When things get a bit hot and heavy, when it comes to relationships, work or anything, it seems life has a funny way of introducing an unexpected plot twist and everything changes. A few months ago, that was my relationship ending but, I’ve still been restless. My job, this city. It’s all so familiar. So I quit.

I quit my easy job with the regular wage and I have no idea what I’m going to do in the next 30 days when I’ve worked my notice. I just felt the overwhelming urge for a little recklessness and to shake up this snow globe. If feels nice to have things up in the air for a second. They’ll always settle eventually, but those moments when you don’t know quite how things will settle is a huge buzz.

I’d been thinking about quitting for a while, then my friend posted this quote on his Facebook page by someone called Liz Lennon from Life Dreaming (I’d never heard of it before, but this quote came at the perfect time), “If you find that you’re focusing your time, money and energy on things that aren’t truly important to you and that you don’t value, then at a very deep level you’ll know your life is out of sync and then it’s up to you to decide what you’ll do about it”.

I quit within the hour after reading it. It’s something I’m in a lucky position to be able to do — I have a low cost of living and no dependents.

I don’t know if I did the right thing but I feel, quite viscerally, that there’s something about the job that doesn’t sit right with my soul. I don’t want to spend my days glorifying people whose only talents are that they were born rich, have a lot of time on their hands and look good at store openings. I think shoes and clothes are boring. I think they distract us from the things in life that are genuinely important. Sure, a little light relief is excellent (this is coming from a girl who’s a Revenge obsessive, after all), but I can’t take myself seriously when I spend my days pretending to place importance on these things.

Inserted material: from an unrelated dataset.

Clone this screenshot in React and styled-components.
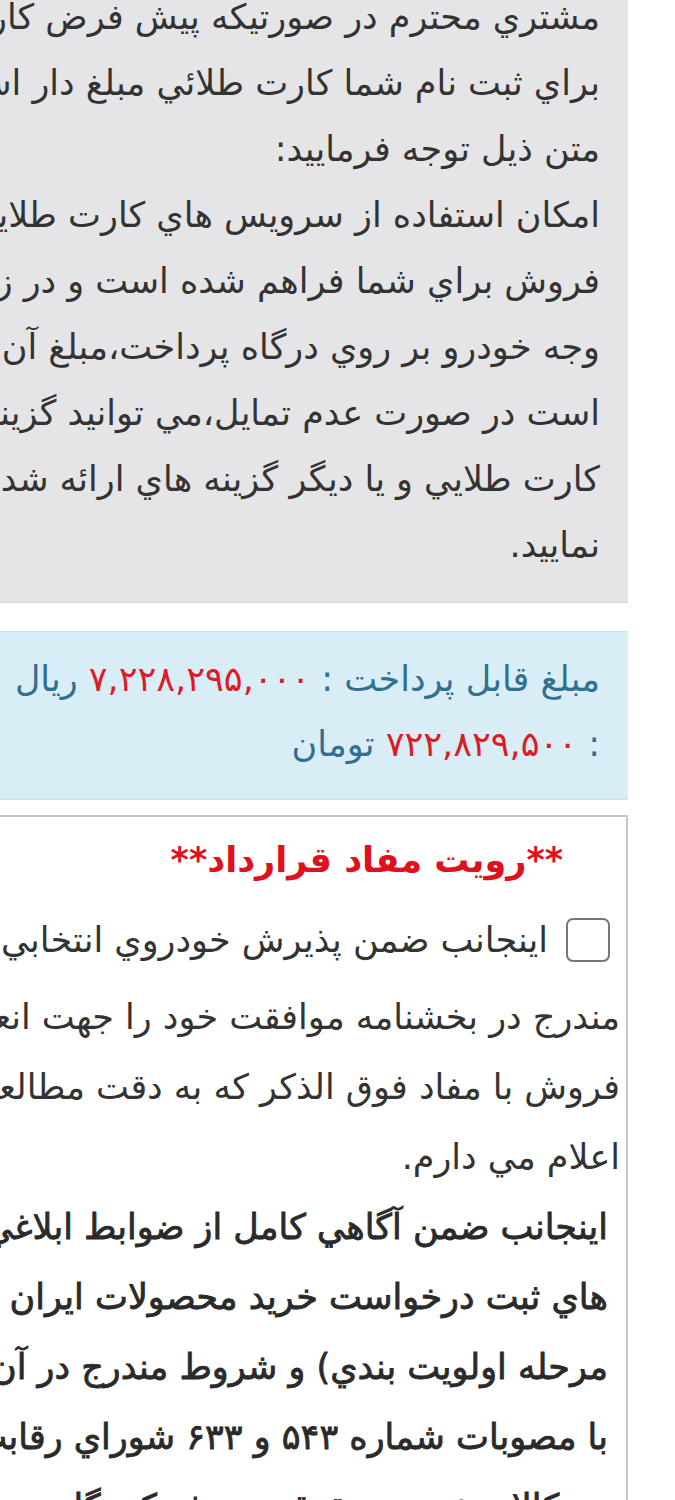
import React from "react";
import styled, { createGlobalStyle } from "styled-components";

const Global = createGlobalStyle`
  html, body { margin: 0; padding: 0; background: #ffffff; }
  body { font-family: "DejaVu Sans", "Noto Sans", sans-serif; color: #333333; }
`;

const Page = styled.div`
  width: 675px;
  overflow: hidden;
  direction: rtl;
  padding-right: 47px;
  box-sizing: border-box;
`;

const Stack = styled.div`
  margin-top: -16px;
  display: flex;
  flex-direction: column;
  align-items: flex-start;
`;

const Panel = styled.section`
  width: 1400px;
  flex-shrink: 0;
  box-sizing: border-box;
  direction: rtl;
  text-align: right;
  font-size: 35px;
`;

const GreyPanel = styled(Panel)`
  background: #e5e5e7;
  border-bottom: 1px solid #d4d4d6;
  padding: 0 28px 24px 0;
  line-height: 66px;
  color: #333333;
`;

const InfoPanel = styled(Panel)`
  margin-top: 28px;
  background: #d9edf7;
  border-top: 1px solid #c4e3f0;
  border-bottom: 1px solid #c4e3f0;
  padding: 15px 28px 22px 0;
  line-height: 65px;
  color: #31708f;
`;

const ContractPanel = styled(Panel)`
  margin-top: 15px;
  background: #ffffff;
  border: 2px solid #c6c6c6;
  padding: 17px 6px 0 0;
  line-height: 70px;
  color: #333333;
`;

const Line = styled.div`
  white-space: nowrap;
  padding-right: ${(p) => p.$indent || 0}px;
  ${(p) =>
    p.$bold &&
    `
    color: #2a2a2a;
    -webkit-text-stroke: 0.8px #2a2a2a;
  `}
`;

const Red = styled.span`
  color: #de1a24;
`;

const Heading = styled.div`
  color: #e0101c;
  font-weight: 700;
  line-height: 52px;
  padding-right: 57px;
  white-space: nowrap;
`;

const CheckRow = styled.div`
  display: flex;
  align-items: center;
  gap: 18px;
  margin-top: 21px;
  margin-bottom: 9px;
  padding-right: 10px;
  white-space: nowrap;
  line-height: 66px;
`;

const Box = styled.span`
  width: 44px;
  height: 44px;
  flex-shrink: 0;
  box-sizing: border-box;
  border: 2.5px solid #777777;
  border-radius: 7px;
  background: #ffffff;
`;

export default function App() {
  return (
    <>
      <Global />
      <Page>
        <Stack>
          <GreyPanel>
            <Line>مشتري محترم در صورتيكه پيش فرض كارت بانكي</Line>
            <Line>براي ثبت نام شما كارت طلائي مبلغ دار است، به</Line>
            <Line>متن ذيل توجه فرماييد:</Line>
            <Line>امكان استفاده از سرويس هاي كارت طلايي در</Line>
            <Line>فروش براي شما فراهم شده است و در زمان پرداخت</Line>
            <Line>وجه خودرو بر روي درگاه پرداخت،مبلغ آن لحاظ</Line>
            <Line>است در صورت عدم تمايل،مي توانيد گزينه عدم</Line>
            <Line>كارت طلايي و يا ديگر گزينه هاي ارائه شده را</Line>
            <Line>نماييد.</Line>
          </GreyPanel>
          <InfoPanel>
            <Line>
              مبلغ قابل پرداخت : <Red>۷,۲۲۸,۲۹۵,۰۰۰</Red> ريال
            </Line>
            <Line>
              : <Red>۷۲۲,۸۲۹,۵۰۰</Red> تومان
            </Line>
          </InfoPanel>
          <ContractPanel>
            <Heading>**رويت مفاد قرارداد**</Heading>
            <CheckRow>
              <Box role="checkbox" aria-checked="false" />
              <span>اينجانب ضمن پذيرش خودروي انتخابي و شرايط</span>
            </CheckRow>
            <Line>مندرج در بخشنامه موافقت خود را جهت انعقاد</Line>
            <Line>فروش با مفاد فوق الذكر كه به دقت مطالعه نموده</Line>
            <Line>اعلام مي دارم.</Line>
            <Line $bold $indent={12}>اينجانب ضمن آگاهي كامل از ضوابط ابلاغي در</Line>
            <Line $bold $indent={12}>هاي ثبت درخواست خريد محصولات ايران خودرو</Line>
            <Line $bold $indent={12}>مرحله اولويت بندي) و شروط مندرج در آن و</Line>
            <Line $bold $indent={12}>با مصوبات شماره ۵۴۳ و ۶۳۳ شوراي رقابت</Line>
            <Line $bold $indent={12}>هر كالا و خدمت حقوق مصرف كنندگان</Line>
          </ContractPanel>
        </Stack>
      </Page>
    </>
  );
}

Similarly, chefs; I have to interview a lot of chefs which is great and I find it fascinating. I love to interview almost anyone because people are fascinating. But so many chefs have such egos. Why? Essentially, your job is to make dinner. I don’t see my nurse friends pushing their importance on me in quite the same way.

I just feel like I’m in a world where our priorities are skewed and we look up to the wrong people. I’m getting out of that world. I have no plan, but I’m getting out.

I’ll probably stay in Bangkok for a while, but I recognise the same patterns of behaviour I had in Dubai when my feet started to get itchy; I didn’t know what I wanted or where I wanted, but I knew it wasn’t what I had at that moment in time.

Cue lots of Googling of new destinations (San Francisco? Amsterdam? Shanghai? Bali?) and lots more Googling of possible jobs. I just want a job that pays well, has no visa worries, lets me wear comfortable clothes (please no more heels), doesn’t make me feel like I’m selling my soul and gives me a little free time. Is that so much to ask? I’m beginning to think it is.